### TO DO
Find every line of the listing below where "styles" appears, and copy it.

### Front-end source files
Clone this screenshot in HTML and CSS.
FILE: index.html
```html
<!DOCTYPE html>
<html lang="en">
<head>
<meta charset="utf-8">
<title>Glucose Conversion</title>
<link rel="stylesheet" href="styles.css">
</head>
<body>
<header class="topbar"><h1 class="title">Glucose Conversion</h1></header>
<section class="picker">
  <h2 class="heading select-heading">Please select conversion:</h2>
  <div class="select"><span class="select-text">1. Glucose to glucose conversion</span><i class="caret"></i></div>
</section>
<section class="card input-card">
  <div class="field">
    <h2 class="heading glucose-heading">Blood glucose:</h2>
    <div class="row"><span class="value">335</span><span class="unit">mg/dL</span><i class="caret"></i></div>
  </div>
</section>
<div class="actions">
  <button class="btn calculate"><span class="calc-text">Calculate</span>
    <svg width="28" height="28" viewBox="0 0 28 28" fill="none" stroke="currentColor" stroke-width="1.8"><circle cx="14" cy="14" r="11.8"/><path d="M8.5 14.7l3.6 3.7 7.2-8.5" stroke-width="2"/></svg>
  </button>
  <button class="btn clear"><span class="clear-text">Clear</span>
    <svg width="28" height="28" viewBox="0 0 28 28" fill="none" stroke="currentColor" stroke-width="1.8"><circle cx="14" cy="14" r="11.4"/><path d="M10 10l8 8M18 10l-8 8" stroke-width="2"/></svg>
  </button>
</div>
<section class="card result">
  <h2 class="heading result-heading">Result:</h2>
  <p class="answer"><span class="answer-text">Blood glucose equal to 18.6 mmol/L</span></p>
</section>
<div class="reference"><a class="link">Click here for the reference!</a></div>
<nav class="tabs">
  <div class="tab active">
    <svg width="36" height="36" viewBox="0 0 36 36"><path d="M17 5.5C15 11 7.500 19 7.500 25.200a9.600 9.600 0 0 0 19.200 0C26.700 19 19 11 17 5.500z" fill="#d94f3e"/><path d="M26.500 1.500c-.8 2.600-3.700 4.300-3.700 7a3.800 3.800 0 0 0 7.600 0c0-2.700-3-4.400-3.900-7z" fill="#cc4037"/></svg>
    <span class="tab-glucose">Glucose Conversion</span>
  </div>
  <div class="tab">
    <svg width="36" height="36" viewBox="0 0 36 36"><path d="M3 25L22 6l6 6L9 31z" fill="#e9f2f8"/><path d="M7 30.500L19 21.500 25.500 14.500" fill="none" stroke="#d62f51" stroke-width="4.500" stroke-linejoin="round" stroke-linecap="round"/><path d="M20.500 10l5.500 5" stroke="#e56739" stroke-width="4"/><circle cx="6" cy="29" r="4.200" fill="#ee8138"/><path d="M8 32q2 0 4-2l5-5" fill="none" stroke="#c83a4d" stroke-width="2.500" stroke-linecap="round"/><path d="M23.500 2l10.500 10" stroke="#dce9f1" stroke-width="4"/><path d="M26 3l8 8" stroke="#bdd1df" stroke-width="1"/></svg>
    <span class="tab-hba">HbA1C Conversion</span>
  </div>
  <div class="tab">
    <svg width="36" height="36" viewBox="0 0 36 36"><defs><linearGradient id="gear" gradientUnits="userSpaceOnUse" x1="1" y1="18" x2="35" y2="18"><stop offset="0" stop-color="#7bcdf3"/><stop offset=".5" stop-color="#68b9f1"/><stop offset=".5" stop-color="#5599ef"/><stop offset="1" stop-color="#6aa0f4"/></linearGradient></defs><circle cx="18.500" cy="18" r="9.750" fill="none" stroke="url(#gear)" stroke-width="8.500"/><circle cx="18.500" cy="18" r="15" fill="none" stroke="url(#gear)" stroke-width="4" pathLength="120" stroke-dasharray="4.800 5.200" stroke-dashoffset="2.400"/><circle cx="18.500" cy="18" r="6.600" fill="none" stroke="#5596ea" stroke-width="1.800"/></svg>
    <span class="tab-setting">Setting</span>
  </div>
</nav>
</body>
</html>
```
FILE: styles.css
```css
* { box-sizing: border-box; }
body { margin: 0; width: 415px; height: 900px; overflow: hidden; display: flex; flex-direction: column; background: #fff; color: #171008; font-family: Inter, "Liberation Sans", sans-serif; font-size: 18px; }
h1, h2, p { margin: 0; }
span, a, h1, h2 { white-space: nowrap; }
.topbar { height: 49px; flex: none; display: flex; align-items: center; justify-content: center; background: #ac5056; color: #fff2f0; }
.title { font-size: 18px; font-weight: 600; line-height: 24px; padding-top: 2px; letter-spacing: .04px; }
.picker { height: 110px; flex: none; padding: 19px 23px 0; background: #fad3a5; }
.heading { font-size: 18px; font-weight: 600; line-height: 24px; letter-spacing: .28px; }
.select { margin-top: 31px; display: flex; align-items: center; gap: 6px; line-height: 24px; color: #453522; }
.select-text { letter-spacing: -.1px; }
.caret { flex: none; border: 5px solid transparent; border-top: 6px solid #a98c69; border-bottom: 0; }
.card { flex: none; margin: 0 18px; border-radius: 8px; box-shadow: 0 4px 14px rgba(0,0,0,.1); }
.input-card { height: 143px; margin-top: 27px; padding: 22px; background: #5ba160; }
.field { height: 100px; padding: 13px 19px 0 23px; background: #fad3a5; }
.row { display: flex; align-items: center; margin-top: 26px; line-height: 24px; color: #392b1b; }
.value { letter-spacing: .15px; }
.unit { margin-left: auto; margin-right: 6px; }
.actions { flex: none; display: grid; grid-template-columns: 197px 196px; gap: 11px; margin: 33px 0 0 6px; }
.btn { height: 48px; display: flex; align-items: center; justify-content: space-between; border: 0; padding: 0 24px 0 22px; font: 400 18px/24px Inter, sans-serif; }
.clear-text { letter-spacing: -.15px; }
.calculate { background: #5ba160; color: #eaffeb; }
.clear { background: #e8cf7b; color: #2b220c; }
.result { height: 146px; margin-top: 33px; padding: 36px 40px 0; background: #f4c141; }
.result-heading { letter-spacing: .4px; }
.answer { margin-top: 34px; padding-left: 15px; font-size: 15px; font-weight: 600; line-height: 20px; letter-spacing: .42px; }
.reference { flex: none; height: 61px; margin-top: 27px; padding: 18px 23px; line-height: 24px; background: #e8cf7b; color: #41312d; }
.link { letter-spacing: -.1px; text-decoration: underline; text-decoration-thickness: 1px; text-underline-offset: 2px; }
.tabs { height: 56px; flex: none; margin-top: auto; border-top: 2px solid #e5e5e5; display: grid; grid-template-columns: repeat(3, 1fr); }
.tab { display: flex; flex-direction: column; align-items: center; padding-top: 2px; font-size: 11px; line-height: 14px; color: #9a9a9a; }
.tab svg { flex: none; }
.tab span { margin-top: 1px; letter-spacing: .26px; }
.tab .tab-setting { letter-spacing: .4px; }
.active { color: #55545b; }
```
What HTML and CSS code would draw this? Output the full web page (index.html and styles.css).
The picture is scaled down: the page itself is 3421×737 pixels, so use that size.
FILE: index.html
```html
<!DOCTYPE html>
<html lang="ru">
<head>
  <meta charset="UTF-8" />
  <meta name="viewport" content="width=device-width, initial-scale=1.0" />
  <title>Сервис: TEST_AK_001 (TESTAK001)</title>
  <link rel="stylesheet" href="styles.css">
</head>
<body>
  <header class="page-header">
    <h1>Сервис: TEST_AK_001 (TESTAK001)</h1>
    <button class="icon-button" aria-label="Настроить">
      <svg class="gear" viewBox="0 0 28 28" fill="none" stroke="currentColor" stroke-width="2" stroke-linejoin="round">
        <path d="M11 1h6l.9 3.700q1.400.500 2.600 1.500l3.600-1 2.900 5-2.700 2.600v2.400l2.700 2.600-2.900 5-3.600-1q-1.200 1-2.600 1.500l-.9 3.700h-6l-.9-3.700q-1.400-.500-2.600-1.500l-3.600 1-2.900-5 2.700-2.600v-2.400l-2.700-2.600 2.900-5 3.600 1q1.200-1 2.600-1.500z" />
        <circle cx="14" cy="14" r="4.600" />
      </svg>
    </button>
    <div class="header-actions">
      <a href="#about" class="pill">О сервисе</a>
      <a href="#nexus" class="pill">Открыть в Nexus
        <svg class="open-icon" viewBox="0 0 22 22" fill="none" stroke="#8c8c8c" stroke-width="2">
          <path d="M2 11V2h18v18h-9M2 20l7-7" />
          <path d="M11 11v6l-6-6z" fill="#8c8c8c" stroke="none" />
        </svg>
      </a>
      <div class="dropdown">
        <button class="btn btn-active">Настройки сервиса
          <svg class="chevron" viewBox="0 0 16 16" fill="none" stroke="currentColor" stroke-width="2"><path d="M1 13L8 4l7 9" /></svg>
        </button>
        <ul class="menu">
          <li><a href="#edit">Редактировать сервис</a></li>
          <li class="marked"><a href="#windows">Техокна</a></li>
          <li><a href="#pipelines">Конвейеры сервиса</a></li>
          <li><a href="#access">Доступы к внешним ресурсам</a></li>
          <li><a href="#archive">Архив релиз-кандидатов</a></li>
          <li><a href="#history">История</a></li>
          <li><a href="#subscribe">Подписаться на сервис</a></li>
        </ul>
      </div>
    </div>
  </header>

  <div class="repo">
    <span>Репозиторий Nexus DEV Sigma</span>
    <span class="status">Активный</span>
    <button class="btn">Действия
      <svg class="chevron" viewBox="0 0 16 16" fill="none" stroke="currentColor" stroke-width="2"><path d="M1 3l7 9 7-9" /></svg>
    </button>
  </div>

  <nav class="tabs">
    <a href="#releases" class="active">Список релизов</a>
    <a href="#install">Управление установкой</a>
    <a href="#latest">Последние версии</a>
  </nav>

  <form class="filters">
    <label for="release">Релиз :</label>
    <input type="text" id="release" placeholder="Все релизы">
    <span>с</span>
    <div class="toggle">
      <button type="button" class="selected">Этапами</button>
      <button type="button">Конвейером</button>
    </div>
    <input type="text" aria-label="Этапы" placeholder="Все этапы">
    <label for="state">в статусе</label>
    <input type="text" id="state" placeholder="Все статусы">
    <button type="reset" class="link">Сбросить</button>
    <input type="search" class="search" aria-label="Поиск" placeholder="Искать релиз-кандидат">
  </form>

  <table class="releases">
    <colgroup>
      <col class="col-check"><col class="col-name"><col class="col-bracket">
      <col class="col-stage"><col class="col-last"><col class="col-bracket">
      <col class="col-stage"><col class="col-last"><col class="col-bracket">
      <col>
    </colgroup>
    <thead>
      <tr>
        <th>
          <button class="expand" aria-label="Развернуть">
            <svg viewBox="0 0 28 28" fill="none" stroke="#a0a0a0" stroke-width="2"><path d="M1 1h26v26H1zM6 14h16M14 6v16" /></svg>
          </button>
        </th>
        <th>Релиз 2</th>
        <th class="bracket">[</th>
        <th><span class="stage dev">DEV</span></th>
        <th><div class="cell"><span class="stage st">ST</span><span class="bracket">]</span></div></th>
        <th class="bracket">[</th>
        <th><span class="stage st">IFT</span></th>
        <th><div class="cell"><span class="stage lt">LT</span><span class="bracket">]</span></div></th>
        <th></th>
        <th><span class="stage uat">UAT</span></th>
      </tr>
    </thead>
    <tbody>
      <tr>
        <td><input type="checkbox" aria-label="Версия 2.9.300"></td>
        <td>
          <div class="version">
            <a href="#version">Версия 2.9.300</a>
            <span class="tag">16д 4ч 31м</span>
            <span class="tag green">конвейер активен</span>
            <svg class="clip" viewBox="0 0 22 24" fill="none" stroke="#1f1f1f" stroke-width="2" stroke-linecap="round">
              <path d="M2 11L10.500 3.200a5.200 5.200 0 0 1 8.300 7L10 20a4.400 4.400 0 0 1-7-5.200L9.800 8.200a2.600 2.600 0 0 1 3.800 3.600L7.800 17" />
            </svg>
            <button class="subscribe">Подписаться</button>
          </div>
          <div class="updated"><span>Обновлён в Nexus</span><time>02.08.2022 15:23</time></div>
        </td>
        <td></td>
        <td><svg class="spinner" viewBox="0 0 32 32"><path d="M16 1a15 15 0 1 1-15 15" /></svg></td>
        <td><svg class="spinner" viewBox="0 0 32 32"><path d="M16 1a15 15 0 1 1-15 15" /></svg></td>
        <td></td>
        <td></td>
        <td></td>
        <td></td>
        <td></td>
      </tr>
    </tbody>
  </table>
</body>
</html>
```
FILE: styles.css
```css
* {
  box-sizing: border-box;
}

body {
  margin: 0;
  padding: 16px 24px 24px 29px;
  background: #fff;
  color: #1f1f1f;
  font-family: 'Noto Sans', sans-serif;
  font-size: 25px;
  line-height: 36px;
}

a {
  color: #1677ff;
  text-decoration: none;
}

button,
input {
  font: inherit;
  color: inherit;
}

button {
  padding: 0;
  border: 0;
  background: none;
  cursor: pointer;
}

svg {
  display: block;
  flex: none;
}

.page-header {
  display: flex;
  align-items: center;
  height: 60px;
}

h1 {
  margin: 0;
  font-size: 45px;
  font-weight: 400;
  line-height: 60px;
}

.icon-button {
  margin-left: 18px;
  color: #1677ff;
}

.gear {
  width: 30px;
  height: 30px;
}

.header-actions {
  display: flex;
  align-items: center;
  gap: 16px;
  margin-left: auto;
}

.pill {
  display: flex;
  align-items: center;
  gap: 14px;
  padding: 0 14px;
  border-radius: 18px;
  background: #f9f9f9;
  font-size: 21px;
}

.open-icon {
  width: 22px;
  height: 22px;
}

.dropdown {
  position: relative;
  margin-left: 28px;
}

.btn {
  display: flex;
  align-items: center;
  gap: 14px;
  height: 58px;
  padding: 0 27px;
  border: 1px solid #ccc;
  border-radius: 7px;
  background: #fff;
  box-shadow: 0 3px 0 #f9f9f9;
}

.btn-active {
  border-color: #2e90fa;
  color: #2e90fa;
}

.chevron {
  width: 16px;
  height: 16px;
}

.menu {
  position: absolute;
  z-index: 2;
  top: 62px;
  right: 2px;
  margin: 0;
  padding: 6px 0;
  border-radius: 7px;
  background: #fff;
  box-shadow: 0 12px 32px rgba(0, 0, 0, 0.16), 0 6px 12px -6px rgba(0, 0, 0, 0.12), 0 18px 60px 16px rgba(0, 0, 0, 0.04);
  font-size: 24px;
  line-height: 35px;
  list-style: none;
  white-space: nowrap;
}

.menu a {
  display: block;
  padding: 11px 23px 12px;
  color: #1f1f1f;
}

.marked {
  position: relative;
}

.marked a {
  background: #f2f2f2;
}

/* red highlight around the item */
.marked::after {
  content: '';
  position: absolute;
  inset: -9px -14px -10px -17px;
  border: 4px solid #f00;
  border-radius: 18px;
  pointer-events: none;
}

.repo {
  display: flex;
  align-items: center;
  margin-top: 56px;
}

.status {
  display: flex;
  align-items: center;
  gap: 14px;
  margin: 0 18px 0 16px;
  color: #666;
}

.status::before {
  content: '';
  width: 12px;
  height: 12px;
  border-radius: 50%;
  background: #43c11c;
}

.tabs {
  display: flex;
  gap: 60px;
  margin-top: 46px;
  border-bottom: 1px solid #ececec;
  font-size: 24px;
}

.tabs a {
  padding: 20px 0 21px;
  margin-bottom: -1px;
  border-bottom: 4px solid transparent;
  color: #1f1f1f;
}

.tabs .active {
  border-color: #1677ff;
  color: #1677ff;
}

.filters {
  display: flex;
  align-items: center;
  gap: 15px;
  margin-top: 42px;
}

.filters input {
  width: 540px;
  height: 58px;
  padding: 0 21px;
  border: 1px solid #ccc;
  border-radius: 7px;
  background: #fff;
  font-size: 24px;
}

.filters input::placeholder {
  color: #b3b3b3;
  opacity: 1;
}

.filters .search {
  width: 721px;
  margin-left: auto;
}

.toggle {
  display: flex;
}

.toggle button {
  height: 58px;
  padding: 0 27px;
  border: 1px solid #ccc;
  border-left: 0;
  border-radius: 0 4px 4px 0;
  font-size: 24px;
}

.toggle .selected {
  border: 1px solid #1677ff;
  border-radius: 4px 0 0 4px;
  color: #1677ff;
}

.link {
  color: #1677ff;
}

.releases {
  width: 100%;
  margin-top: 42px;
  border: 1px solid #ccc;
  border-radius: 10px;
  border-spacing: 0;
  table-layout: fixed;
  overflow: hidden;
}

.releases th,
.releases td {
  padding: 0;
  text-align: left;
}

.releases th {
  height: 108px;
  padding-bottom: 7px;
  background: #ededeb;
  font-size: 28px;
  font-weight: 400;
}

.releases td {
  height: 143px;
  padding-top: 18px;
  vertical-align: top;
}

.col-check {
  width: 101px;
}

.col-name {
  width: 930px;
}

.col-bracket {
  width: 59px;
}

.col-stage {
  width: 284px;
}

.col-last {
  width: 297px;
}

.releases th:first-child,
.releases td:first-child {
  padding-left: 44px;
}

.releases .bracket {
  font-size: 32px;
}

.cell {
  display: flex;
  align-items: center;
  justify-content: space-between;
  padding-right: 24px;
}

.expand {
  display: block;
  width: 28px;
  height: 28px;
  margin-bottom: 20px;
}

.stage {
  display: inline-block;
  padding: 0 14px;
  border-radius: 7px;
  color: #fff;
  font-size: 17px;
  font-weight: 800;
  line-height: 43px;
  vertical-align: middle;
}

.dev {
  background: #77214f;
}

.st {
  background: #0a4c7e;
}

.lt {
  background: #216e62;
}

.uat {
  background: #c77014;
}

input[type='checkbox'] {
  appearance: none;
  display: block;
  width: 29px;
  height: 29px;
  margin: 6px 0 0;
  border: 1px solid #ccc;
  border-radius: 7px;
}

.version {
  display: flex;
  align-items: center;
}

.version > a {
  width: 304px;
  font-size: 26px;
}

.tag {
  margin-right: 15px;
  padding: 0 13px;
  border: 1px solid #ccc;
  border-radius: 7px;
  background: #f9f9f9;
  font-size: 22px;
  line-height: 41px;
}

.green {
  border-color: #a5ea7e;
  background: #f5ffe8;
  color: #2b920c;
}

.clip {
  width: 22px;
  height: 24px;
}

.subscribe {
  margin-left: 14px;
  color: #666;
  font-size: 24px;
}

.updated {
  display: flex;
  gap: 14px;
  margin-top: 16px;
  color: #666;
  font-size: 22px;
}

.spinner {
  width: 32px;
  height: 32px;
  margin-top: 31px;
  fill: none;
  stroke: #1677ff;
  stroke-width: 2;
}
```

### FINAL ANSWER
<link rel="stylesheet" href="styles.css">
FILE: styles.css
What HTML and CSS code would draw this? Output the full web page (index.html and styles.css).
  <link rel="stylesheet" href="styles.css">
FILE: styles.css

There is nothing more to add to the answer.